▶ Given material:
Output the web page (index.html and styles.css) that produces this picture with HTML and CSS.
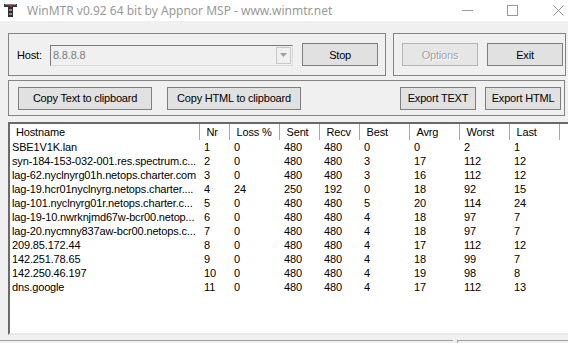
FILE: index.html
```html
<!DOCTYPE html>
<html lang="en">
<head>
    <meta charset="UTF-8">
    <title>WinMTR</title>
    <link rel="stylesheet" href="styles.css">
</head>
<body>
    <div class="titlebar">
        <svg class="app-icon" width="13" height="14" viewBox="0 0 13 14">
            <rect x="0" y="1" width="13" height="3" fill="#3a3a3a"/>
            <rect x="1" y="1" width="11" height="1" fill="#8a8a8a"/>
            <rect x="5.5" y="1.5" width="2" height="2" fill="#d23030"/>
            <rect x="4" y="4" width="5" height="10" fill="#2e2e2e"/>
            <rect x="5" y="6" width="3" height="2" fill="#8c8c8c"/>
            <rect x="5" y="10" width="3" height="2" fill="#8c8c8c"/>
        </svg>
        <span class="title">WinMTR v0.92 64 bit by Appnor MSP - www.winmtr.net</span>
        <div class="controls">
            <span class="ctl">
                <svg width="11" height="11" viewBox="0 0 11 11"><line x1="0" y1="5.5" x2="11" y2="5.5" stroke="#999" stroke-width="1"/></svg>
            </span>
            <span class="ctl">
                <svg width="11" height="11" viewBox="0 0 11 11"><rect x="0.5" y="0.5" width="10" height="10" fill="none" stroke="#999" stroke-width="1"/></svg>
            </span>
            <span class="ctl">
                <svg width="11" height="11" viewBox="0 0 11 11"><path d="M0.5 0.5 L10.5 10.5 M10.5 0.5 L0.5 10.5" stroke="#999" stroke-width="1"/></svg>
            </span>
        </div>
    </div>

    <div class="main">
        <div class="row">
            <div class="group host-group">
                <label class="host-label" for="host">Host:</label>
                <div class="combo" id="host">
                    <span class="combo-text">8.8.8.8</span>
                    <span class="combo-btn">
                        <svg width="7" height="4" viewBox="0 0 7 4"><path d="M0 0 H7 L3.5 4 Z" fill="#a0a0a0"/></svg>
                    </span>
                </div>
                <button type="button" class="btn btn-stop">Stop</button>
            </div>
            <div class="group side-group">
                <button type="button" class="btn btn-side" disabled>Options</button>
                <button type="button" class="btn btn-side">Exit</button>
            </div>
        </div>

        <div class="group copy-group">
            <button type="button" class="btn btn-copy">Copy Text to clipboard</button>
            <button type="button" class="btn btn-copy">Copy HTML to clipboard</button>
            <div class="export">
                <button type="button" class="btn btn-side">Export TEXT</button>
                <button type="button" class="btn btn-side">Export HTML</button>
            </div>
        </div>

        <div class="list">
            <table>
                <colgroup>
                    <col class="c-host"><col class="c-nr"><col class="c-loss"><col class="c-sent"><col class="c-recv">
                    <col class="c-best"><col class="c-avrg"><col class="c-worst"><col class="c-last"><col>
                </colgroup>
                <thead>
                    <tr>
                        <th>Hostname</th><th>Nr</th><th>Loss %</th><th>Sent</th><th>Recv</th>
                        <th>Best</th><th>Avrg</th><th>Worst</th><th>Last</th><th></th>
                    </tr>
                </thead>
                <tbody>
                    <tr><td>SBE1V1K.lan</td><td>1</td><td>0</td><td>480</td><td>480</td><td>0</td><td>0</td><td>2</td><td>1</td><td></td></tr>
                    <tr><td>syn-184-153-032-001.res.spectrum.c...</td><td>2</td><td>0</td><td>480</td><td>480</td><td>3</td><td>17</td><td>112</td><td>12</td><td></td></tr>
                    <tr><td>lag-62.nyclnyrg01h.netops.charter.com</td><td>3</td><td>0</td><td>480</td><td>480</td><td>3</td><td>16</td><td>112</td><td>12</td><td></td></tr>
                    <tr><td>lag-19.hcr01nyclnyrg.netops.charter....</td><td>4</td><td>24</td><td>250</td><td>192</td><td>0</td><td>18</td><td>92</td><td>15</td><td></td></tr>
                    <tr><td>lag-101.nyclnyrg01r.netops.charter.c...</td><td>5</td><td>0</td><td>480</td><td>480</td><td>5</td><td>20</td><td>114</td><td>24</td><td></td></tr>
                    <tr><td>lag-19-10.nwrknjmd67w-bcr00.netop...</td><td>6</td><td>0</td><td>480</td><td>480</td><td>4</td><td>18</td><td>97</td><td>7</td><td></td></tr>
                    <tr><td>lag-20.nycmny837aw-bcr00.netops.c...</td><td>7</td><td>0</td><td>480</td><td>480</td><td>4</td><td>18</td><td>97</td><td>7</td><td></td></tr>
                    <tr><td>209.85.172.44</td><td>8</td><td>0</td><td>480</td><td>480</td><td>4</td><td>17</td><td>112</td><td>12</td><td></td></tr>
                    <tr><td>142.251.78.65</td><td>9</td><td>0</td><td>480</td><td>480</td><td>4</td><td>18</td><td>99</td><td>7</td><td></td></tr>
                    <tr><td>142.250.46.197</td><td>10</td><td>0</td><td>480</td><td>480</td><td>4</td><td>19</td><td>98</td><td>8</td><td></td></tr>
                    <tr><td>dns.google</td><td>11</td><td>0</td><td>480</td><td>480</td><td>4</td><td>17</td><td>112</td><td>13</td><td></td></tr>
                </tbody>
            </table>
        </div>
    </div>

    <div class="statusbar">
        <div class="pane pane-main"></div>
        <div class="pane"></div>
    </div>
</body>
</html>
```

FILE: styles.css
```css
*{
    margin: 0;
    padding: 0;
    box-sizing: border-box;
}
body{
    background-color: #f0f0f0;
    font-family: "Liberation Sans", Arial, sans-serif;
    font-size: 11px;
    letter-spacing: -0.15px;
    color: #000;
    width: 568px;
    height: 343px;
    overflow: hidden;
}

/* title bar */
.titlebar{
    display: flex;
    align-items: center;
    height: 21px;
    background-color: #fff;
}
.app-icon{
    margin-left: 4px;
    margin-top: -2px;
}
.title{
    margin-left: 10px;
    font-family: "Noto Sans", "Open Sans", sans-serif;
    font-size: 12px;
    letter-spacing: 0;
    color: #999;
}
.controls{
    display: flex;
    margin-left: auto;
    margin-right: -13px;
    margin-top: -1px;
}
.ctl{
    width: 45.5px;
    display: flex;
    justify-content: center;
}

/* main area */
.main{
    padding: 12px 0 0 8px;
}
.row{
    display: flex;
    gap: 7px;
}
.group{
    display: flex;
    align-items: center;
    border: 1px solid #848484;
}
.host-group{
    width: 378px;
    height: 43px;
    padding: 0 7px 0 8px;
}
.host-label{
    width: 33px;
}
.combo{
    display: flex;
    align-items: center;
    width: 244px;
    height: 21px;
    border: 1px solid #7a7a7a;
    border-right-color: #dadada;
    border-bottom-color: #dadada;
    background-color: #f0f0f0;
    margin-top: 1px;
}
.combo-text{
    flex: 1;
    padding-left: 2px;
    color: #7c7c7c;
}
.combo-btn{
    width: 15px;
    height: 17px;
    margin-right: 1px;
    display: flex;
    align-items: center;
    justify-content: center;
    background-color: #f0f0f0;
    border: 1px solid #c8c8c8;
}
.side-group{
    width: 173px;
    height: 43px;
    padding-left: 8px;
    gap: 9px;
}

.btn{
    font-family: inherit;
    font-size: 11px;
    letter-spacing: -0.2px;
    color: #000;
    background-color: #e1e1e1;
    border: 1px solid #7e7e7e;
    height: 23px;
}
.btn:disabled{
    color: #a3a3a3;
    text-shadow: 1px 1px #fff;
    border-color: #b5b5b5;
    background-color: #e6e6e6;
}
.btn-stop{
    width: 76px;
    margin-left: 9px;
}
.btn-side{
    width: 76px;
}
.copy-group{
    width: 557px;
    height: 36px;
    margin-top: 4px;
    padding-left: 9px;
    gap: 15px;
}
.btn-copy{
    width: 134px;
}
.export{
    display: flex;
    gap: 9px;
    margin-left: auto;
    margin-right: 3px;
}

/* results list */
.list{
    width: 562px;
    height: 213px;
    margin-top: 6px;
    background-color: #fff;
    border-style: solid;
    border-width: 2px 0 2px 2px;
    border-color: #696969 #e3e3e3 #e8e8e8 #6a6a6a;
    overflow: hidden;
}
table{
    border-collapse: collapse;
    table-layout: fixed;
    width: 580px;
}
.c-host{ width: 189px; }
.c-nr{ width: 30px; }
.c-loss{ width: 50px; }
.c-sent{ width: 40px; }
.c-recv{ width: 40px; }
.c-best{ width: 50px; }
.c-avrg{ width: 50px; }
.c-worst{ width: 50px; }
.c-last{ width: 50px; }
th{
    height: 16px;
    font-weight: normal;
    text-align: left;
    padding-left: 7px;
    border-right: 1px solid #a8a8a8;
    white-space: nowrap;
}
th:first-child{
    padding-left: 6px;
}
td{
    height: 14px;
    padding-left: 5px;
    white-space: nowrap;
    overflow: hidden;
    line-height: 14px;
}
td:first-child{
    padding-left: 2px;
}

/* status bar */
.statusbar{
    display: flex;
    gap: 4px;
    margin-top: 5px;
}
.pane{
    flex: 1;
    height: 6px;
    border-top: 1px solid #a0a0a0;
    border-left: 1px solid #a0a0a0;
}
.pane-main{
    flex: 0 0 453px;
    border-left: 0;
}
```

▶ What you should do: Make a copy of each line that contains the string "index".

▶ Expected answer:
Output the web page (index.html and styles.css) that produces this picture with HTML and CSS.
FILE: index.html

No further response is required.